The obvious solution is for small-scale biochar producers to follow the lead of the sector’s early industrial pioneers and scale up. However, doing so is not cheap. The opening price-tag for even a small industrial biochar facility exceeds $5 million, with larger scale projects costing many multiples more.

Bolivian biochar producer Exomad Green has a projected capacity of 1 million tonnes by 2030. Exomad Green/Handout via REUTERS

Attracting investment is therefore essential. So, how can biochar project developers persuade financiers to part with the capital necessary to take biochar to scale?
One tactic when approaching financiers is to “pitch like an engineer”, says Alastair Collier, chief research and development officer at A Healthier Earth (AHE), a climate solutions firm and co-developer of a new large-scale biochar facility in Wiltshire, England.
It’s an argument put forward by AHE in a new report on the “bankability” of biochar. At the heart of his engineering metaphor are two salient truths: first, that most institutional investors are conservatively minded and thus averse to above-average risk; and, second, that biochar has a “hippy” image that may raise eyebrows in most conventional investment committee meetings.
“With biochar, we’re at the same inflection point that solar went through a few decades ago, when it changed from being seen as a niche technology to much more like boring infrastructure. But, the fact is, the more boring this industry seems, the more ready institutional participants will be to back it,” he reasons.
Part of being “boring” lies in the standardisation of protocols and processes. Collier insists that this is gradually happening, thanks in no small part to the tightening requirements of those governing the voluntary carbon markets.
To qualify for tradable credits, for instance, developers need to prove that their operations meet a raft of legal, social and environmental criteria set by independent standard-setters, such as Puro.earth, Carbon Standards International, Isometric and Verra. On top of this, rules set by separate validation and verification bodies, backed up by third-party audits, provide a second tier of assurance.
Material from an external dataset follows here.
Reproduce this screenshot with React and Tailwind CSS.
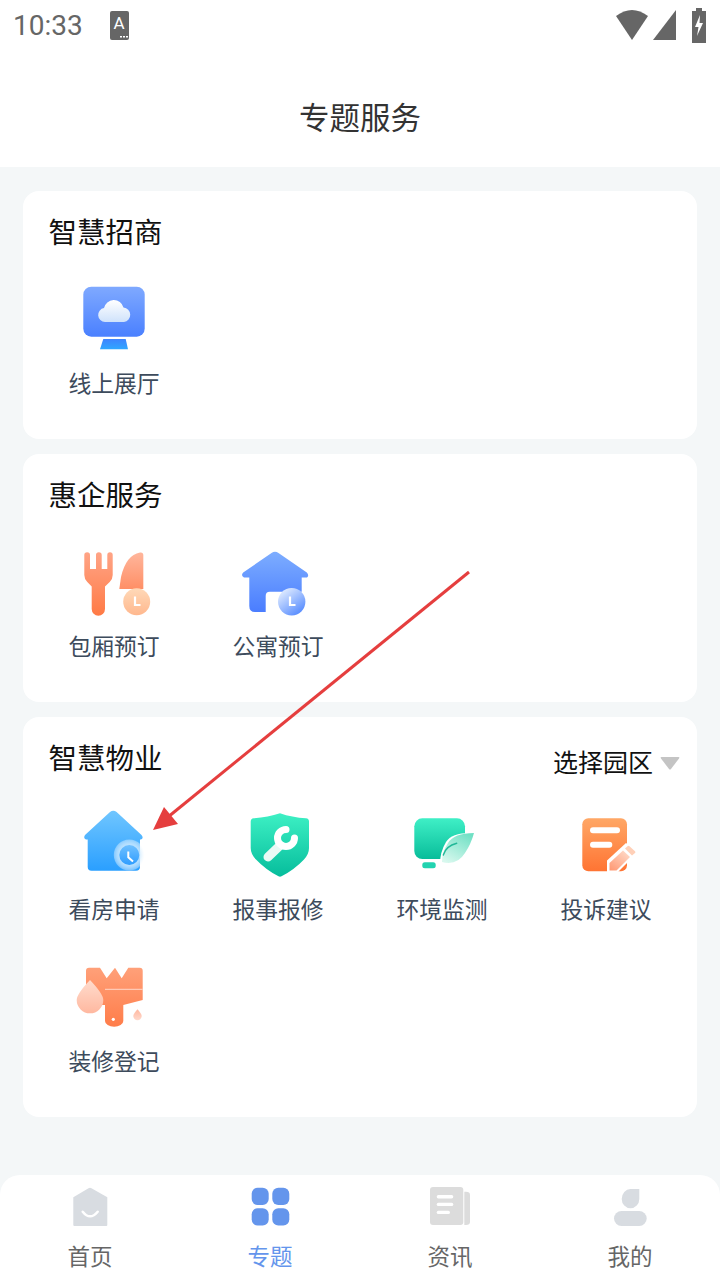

Collected green waste burns in biochar unit at a research centre in Dubai, United Arab Emirates. REUTERS/Rula Rouhana 

Much could be done to harmonise these competing standards, critics say. Yet one positive output of so many compliance stages is the reams of documentation that developers then have to place under the noses of sceptical financiers, says Collier.
As important as showing that project risks are covered, investors also need convincing that a project’s economic projections are realistic. Here, locking in a carbon credit buyer is invaluable, as the guarantee of future credit sales effectively serves as collateral for obtaining debt or equity finance.
The problem for developers is that offtake agreements come in multiple shapes and sizes, notes Ralf Rank, co-founder of Reinova, an investment firm specialising in energy transition infrastructure. “What investors want as far as bankability is concerned is pretty low-margin variability, which requires an integrated approach to the entire commercial framework of a project," he states.
Integrated as a project’s framework may be, however, project developers aren’t holding all the cards. In fact, with just a few large buyers dominating the carbon credit market, landing a favourable offtake agreement can be tough. Hence, many existing deals stand out for the shortness of their duration (e.g. three years or less) and the inclusion of prejudicial terms (such as easy-to-enact break clauses and substantial discounts on forward sales).
One possibility for biochar producers to bolster their negotiating power is pool their output, says Rank. Just as cooperative farmers aggregate their produce to improve their bargaining power in the market, so too can biochar suppliers group together to issue credits jointly, he suggests.
Another strategy is to look to revenue streams alongside carbon credits. The sale of physical biochar is the most obvious, observes USBI’s Myles Gray. Although, again, market demand can prove problematic. Potential offtakers may lack the financial resources to pay a fair market price, for instance, as in the case of smallholder farmers in the global South. Also, large-scale producers can find their high production volumes are “mismatched” with comparatively lower regional demand, says Gray.

A worker collects green waste as a biochar feedstock in Dubai, United Arab Emirates. REUTERS/Rula Rouhana 

Other potential income options also exist. One increasingly popular earner is the sale of surplus heat to nearby industries or local district heating networks. Another is the receipt of fees for taking waste destined for landfill or incineration and using it instead as feedstock in biochar production.
One developer embarking on just such a multipronged revenue model is the Green Carbon Factory, a Dutch startup that has developed a proprietary biochar process designed to run on existing industrial sites and business parks.
In addition to producing physical biochar and associated credits, each of its wood-fuelled facilities is projected to generate up to 130,000 gigajoules of energy per year, explains the company’s co-founder and a former investment banker, Harold Joanknecht.
“Our business model is based on income from the excess energy from our sites, plus the biochar itself, and then the [carbon] credits on top of that,” he explains. “For us, each is equally important, because with one missing the economics don’t work.”
Securing investment finance is not the only challenge facing the nascent biochar industry. Regulatory changes, limited market knowledge, stable biomass supply and high production costs are just some of the other hurdles standing in the way of producers.
That said, all are easier to address when project developers are well-capitalised. Counterintuitively, the game-changer here could be for biochar scale-ups to briefly step away from their day-to-day concerns about which pyrolysis machine to buy and what feedstock to source, advises James Kench, managing director of insurance at the carbon insurance specialist Kita Earth.
Together with pitching more like engineers, biochar producers would do well to think more like bankers, Kench adds: “Developers tend to talk in science and engineering terms, while the financiers are just talking in terms of IRR (internal rate of return). Obviously, the fundamentals need to be sound, but speaking in bankers’ language makes it a whole lot easier to invest in."